DATA EXTRACT ▸
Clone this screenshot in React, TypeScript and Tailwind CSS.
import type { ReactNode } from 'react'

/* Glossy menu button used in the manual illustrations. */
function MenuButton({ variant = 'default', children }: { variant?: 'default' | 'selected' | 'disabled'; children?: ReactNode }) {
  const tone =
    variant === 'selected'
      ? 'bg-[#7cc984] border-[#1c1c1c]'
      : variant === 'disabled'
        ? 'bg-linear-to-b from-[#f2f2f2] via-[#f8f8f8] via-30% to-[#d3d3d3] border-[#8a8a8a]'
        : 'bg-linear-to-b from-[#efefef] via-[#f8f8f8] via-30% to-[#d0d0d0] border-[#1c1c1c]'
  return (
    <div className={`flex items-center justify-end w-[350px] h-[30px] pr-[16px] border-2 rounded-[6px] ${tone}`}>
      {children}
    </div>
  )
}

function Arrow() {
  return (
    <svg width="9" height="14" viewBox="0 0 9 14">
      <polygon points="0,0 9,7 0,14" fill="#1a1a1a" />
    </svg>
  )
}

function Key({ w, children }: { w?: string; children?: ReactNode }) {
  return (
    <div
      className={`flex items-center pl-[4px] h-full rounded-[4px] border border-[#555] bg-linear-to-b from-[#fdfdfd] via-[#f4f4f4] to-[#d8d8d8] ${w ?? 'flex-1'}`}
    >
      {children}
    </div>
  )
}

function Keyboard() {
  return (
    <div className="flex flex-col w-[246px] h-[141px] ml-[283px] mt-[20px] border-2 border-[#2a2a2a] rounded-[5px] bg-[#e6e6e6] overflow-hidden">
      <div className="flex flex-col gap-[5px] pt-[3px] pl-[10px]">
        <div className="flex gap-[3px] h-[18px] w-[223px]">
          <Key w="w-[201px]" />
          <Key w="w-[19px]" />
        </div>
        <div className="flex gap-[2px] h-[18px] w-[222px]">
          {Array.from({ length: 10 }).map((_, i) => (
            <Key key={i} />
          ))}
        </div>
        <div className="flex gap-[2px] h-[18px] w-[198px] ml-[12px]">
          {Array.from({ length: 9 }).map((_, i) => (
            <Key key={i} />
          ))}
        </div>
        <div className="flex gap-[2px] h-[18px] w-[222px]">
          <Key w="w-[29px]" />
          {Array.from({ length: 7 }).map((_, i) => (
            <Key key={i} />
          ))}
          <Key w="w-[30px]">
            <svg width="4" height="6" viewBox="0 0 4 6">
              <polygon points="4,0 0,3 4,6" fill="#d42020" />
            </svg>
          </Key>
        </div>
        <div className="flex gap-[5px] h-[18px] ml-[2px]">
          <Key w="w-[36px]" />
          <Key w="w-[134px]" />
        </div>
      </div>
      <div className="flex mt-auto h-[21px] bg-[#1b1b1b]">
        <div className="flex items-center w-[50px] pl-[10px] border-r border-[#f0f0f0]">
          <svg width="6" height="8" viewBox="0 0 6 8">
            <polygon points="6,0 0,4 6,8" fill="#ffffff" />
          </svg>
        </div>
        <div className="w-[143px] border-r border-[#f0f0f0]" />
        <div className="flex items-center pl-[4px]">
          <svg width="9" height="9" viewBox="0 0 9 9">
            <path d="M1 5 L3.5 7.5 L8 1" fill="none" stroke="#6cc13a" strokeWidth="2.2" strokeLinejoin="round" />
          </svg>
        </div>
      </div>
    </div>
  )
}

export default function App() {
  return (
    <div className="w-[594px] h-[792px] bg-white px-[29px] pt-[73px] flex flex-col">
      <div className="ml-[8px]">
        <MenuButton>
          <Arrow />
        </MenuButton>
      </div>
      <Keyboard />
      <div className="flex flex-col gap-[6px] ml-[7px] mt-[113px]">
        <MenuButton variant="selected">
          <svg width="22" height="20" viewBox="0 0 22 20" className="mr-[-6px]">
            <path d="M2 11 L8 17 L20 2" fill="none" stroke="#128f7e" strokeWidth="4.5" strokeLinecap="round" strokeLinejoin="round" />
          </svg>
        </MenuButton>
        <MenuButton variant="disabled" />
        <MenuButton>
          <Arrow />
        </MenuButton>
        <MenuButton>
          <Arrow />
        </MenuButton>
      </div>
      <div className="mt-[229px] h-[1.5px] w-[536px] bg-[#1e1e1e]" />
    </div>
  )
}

TO DO ▸ Transcribe the data above in full, exactly.

RESPONSE TO THIS EXERCISE ▸
Clone this screenshot in React, TypeScript and Tailwind CSS.
import type { ReactNode } from 'react'

/* Glossy menu button used in the manual illustrations. */
function MenuButton({ variant = 'default', children }: { variant?: 'default' | 'selected' | 'disabled'; children?: ReactNode }) {
  const tone =
    variant === 'selected'
      ? 'bg-[#7cc984] border-[#1c1c1c]'
      : variant === 'disabled'
        ? 'bg-linear-to-b from-[#f2f2f2] via-[#f8f8f8] via-30% to-[#d3d3d3] border-[#8a8a8a]'
        : 'bg-linear-to-b from-[#efefef] via-[#f8f8f8] via-30% to-[#d0d0d0] border-[#1c1c1c]'
  return (
    <div className={`flex items-center justify-end w-[350px] h-[30px] pr-[16px] border-2 rounded-[6px] ${tone}`}>
      {children}
    </div>
  )
}

function Arrow() {
  return (
    <svg width="9" height="14" viewBox="0 0 9 14">
      <polygon points="0,0 9,7 0,14" fill="#1a1a1a" />
    </svg>
  )
}

function Key({ w, children }: { w?: string; children?: ReactNode }) {
  return (
    <div
      className={`flex items-center pl-[4px] h-full rounded-[4px] border border-[#555] bg-linear-to-b from-[#fdfdfd] via-[#f4f4f4] to-[#d8d8d8] ${w ?? 'flex-1'}`}
    >
      {children}
    </div>
  )
}

function Keyboard() {
  return (
    <div className="flex flex-col w-[246px] h-[141px] ml-[283px] mt-[20px] border-2 border-[#2a2a2a] rounded-[5px] bg-[#e6e6e6] overflow-hidden">
      <div className="flex flex-col gap-[5px] pt-[3px] pl-[10px]">
        <div className="flex gap-[3px] h-[18px] w-[223px]">
          <Key w="w-[201px]" />
          <Key w="w-[19px]" />
        </div>
        <div className="flex gap-[2px] h-[18px] w-[222px]">
          {Array.from({ length: 10 }).map((_, i) => (
            <Key key={i} />
          ))}
        </div>
        <div className="flex gap-[2px] h-[18px] w-[198px] ml-[12px]">
          {Array.from({ length: 9 }).map((_, i) => (
            <Key key={i} />
          ))}
        </div>
        <div className="flex gap-[2px] h-[18px] w-[222px]">
          <Key w="w-[29px]" />
          {Array.from({ length: 7 }).map((_, i) => (
            <Key key={i} />
          ))}
          <Key w="w-[30px]">
            <svg width="4" height="6" viewBox="0 0 4 6">
              <polygon points="4,0 0,3 4,6" fill="#d42020" />
            </svg>
          </Key>
        </div>
        <div className="flex gap-[5px] h-[18px] ml-[2px]">
          <Key w="w-[36px]" />
          <Key w="w-[134px]" />
        </div>
      </div>
      <div className="flex mt-auto h-[21px] bg-[#1b1b1b]">
        <div className="flex items-center w-[50px] pl-[10px] border-r border-[#f0f0f0]">
          <svg width="6" height="8" viewBox="0 0 6 8">
            <polygon points="6,0 0,4 6,8" fill="#ffffff" />
          </svg>
        </div>
        <div className="w-[143px] border-r border-[#f0f0f0]" />
        <div className="flex items-center pl-[4px]">
          <svg width="9" height="9" viewBox="0 0 9 9">
            <path d="M1 5 L3.5 7.5 L8 1" fill="none" stroke="#6cc13a" strokeWidth="2.2" strokeLinejoin="round" />
          </svg>
        </div>
      </div>
    </div>
  )
}

export default function App() {
  return (
    <div className="w-[594px] h-[792px] bg-white px-[29px] pt-[73px] flex flex-col">
      <div className="ml-[8px]">
        <MenuButton>
          <Arrow />
        </MenuButton>
      </div>
      <Keyboard />
      <div className="flex flex-col gap-[6px] ml-[7px] mt-[113px]">
        <MenuButton variant="selected">
          <svg width="22" height="20" viewBox="0 0 22 20" className="mr-[-6px]">
            <path d="M2 11 L8 17 L20 2" fill="none" stroke="#128f7e" strokeWidth="4.5" strokeLinecap="round" strokeLinejoin="round" />
          </svg>
        </MenuButton>
        <MenuButton variant="disabled" />
        <MenuButton>
          <Arrow />
        </MenuButton>
        <MenuButton>
          <Arrow />
        </MenuButton>
      </div>
      <div className="mt-[229px] h-[1.5px] w-[536px] bg-[#1e1e1e]" />
    </div>
  )
}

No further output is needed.